> Goal:
Omit all pictures. Copy the rest of the material exactly.

> Data excerpt:
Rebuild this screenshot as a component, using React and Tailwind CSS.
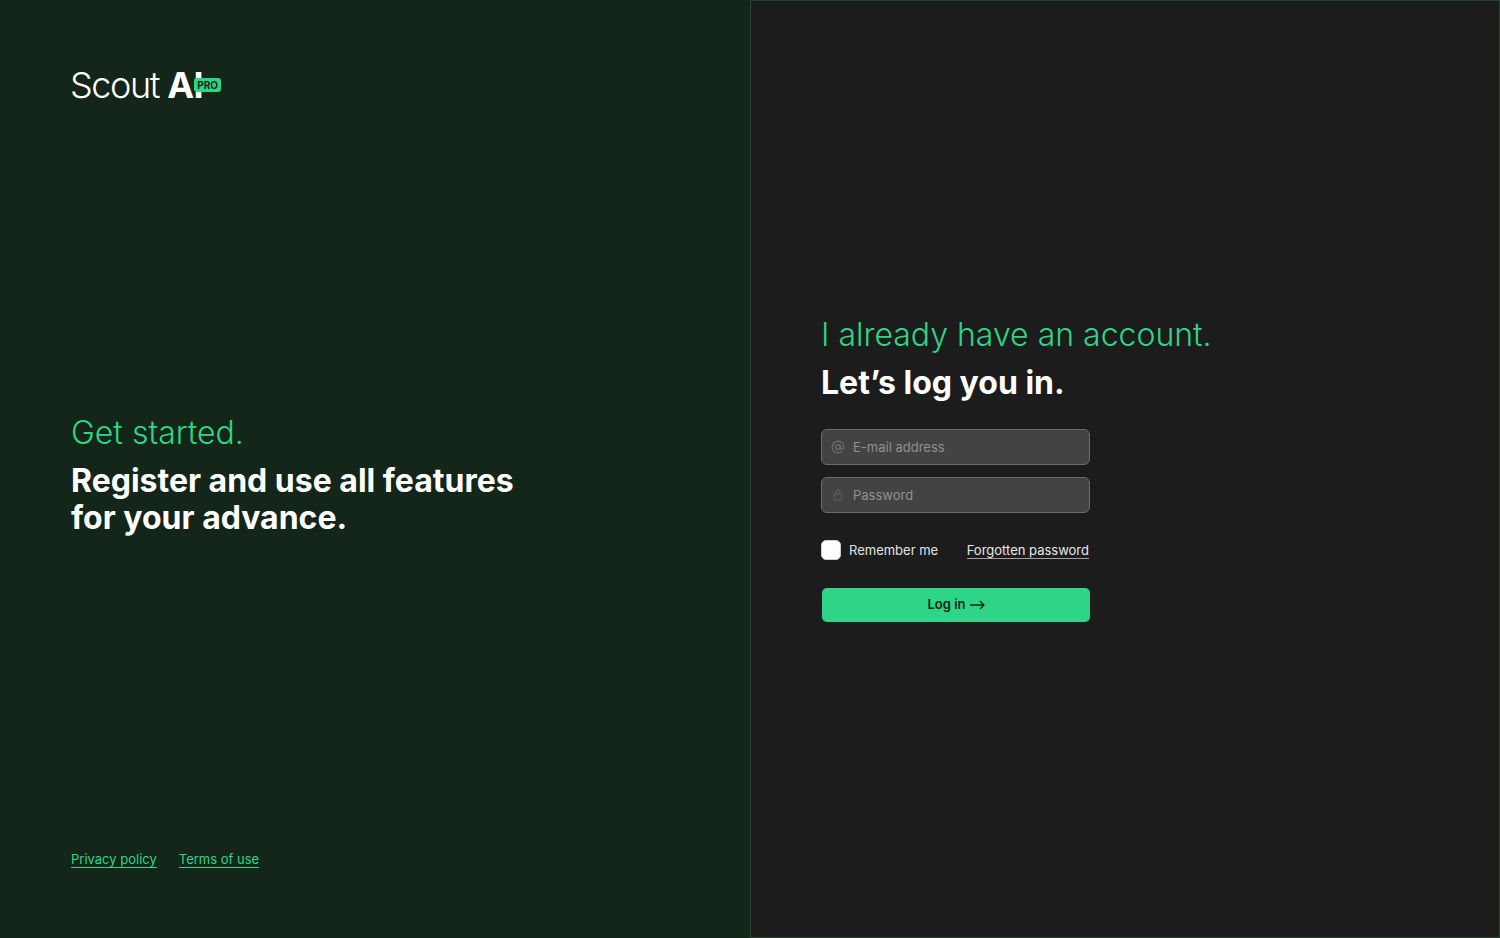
import React from "react";

const inter = { fontFamily: "Inter, sans-serif" };

function AtIcon() {
  return (
    <svg width="14" height="14" viewBox="0 0 24 24" fill="none" stroke="#6f7478" strokeWidth="1.8" strokeLinecap="round" strokeLinejoin="round">
      <circle cx="12" cy="12" r="4" />
      <path d="M16 8v5a3 3 0 0 0 6 0v-1a10 10 0 1 0-4 8" />
    </svg>
  );
}

function LockIcon() {
  return (
    <svg width="10" height="12" viewBox="0 0 10 12" fill="none" stroke="#5f6468" strokeWidth="1">
      <rect x="1" y="5" width="8" height="6" rx="1" />
      <path d="M3 5V3a2 2 0 0 1 4 0v2" />
    </svg>
  );
}

function Field({ icon, placeholder }) {
  return (
    <div className="flex h-9 w-[269px] items-center rounded-md border border-[#6b6b6b] bg-[#434343]">
      <span className="flex w-[31px] shrink-0 items-center justify-center">{icon}</span>
      <span className="text-[13px] leading-none text-[#909090]">{placeholder}</span>
    </div>
  );
}

export default function App() {
  return (
    <div className="flex h-[938px] w-[1500px] overflow-hidden [font-optical-sizing:none]" style={inter}>
      <div className="flex w-[750px] shrink-0 flex-col bg-[#132619] pl-[71px]">
        <div className="mt-[65px] flex h-10 items-center">
          <span className="-ml-[1px] text-[36px] font-light leading-10 tracking-[-1.4px] text-white">Scout</span>
          <span className="relative ml-[8px] text-[36px] font-bold leading-10 tracking-[-0.5px] text-white">
            AI
            <span className="absolute left-[27px] top-[13px] rounded-[3px] bg-[#2ed586] px-[3px] text-[10px] font-bold leading-[14px] tracking-[0px] text-[#132619]">PRO</span>
          </span>
        </div>
        <div className="mt-[308px]">
          <div className="text-[32px] font-light leading-10 text-[#2ed586]">Get started.</div>
          <div className="mt-[9px] text-[32px] font-bold leading-[37px] text-white">
            Register and use all features
            <br />
            for your advance.
          </div>
        </div>
        <div className="mt-[315px] flex gap-[22px] text-[13px] leading-4 text-[#2ed586]">
          <a className="border-b border-[#2ed586]">Privacy policy</a>
          <a className="border-b border-[#2ed586]">Terms of use</a>
        </div>
      </div>
      <div className="flex flex-1 flex-col border border-[#24452d] bg-[#1c1c1c] pl-[70px] pt-[314px]">
        <div className="text-[32px] font-light leading-10 text-[#2ed586]">I already have an account.</div>
        <div className="mt-2 text-[32px] font-bold leading-10 text-white">Let’s log you in.</div>
        <div className="mt-[26px] flex flex-col gap-3">
          <Field icon={<AtIcon />} placeholder="E-mail address" />
          <Field icon={<LockIcon />} placeholder="Password" />
        </div>
        <div className="mt-[27px] flex w-[268px] items-center justify-between">
          <label className="flex items-center gap-2">
            <span className="h-5 w-5 rounded-[5px] border border-[#c9ced6] bg-white" />
            <span className="text-[13px] leading-5 text-[#e2e2e2]">Remember me</span>
          </label>
          <a className="border-b border-[#a0a0a0] text-[13px] leading-4 text-[#e8e8e8]">Forgotten password</a>
        </div>
        <button className="ml-[1px] mt-[28px] flex h-[34px] w-[268px] items-center justify-center gap-1 rounded-[5px] bg-[#2ed586] text-[13px] font-semibold text-[#132619]">
          Log in
          <svg width="15" height="10" viewBox="0 0 15 10" fill="none" stroke="#132619" strokeWidth="1.3">
            <path d="M0 5h14M10 1l4 4-4 4" />
          </svg>
        </button>
      </div>
    </div>
  );
}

> Full answer:
Rebuild this screenshot as a component, using React and Tailwind CSS.
import React from "react";

const inter = { fontFamily: "Inter, sans-serif" };

function AtIcon() {
  return (
    <svg width="14" height="14" viewBox="0 0 24 24" fill="none" stroke="#6f7478" strokeWidth="1.8" strokeLinecap="round" strokeLinejoin="round">
      <circle cx="12" cy="12" r="4" />
      <path d="M16 8v5a3 3 0 0 0 6 0v-1a10 10 0 1 0-4 8" />
    </svg>
  );
}

function LockIcon() {
  return (
    <svg width="10" height="12" viewBox="0 0 10 12" fill="none" stroke="#5f6468" strokeWidth="1">
      <rect x="1" y="5" width="8" height="6" rx="1" />
      <path d="M3 5V3a2 2 0 0 1 4 0v2" />
    </svg>
  );
}

function Field({ icon, placeholder }) {
  return (
    <div className="flex h-9 w-[269px] items-center rounded-md border border-[#6b6b6b] bg-[#434343]">
      <span className="flex w-[31px] shrink-0 items-center justify-center">{icon}</span>
      <span className="text-[13px] leading-none text-[#909090]">{placeholder}</span>
    </div>
  );
}

export default function App() {
  return (
    <div className="flex h-[938px] w-[1500px] overflow-hidden [font-optical-sizing:none]" style={inter}>
      <div className="flex w-[750px] shrink-0 flex-col bg-[#132619] pl-[71px]">
        <div className="mt-[65px] flex h-10 items-center">
          <span className="-ml-[1px] text-[36px] font-light leading-10 tracking-[-1.4px] text-white">Scout</span>
          <span className="relative ml-[8px] text-[36px] font-bold leading-10 tracking-[-0.5px] text-white">
            AI
            <span className="absolute left-[27px] top-[13px] rounded-[3px] bg-[#2ed586] px-[3px] text-[10px] font-bold leading-[14px] tracking-[0px] text-[#132619]">PRO</span>
          </span>
        </div>
        <div className="mt-[308px]">
          <div className="text-[32px] font-light leading-10 text-[#2ed586]">Get started.</div>
          <div className="mt-[9px] text-[32px] font-bold leading-[37px] text-white">
            Register and use all features
            <br />
            for your advance.
          </div>
        </div>
        <div className="mt-[315px] flex gap-[22px] text-[13px] leading-4 text-[#2ed586]">
          <a className="border-b border-[#2ed586]">Privacy policy</a>
          <a className="border-b border-[#2ed586]">Terms of use</a>
        </div>
      </div>
      <div className="flex flex-1 flex-col border border-[#24452d] bg-[#1c1c1c] pl-[70px] pt-[314px]">
        <div className="text-[32px] font-light leading-10 text-[#2ed586]">I already have an account.</div>
        <div className="mt-2 text-[32px] font-bold leading-10 text-white">Let’s log you in.</div>
        <div className="mt-[26px] flex flex-col gap-3">
          <Field icon={<AtIcon />} placeholder="E-mail address" />
          <Field icon={<LockIcon />} placeholder="Password" />
        </div>
        <div className="mt-[27px] flex w-[268px] items-center justify-between">
          <label className="flex items-center gap-2">
            <span className="h-5 w-5 rounded-[5px] border border-[#c9ced6] bg-white" />
            <span className="text-[13px] leading-5 text-[#e2e2e2]">Remember me</span>
          </label>
          <a className="border-b border-[#a0a0a0] text-[13px] leading-4 text-[#e8e8e8]">Forgotten password</a>
        </div>
        <button className="ml-[1px] mt-[28px] flex h-[34px] w-[268px] items-center justify-center gap-1 rounded-[5px] bg-[#2ed586] text-[13px] font-semibold text-[#132619]">
          Log in
          <svg width="15" height="10" viewBox="0 0 15 10" fill="none" stroke="#132619" strokeWidth="1.3">
            <path d="M0 5h14M10 1l4 4-4 4" />
          </svg>
        </button>
      </div>
    </div>
  );
}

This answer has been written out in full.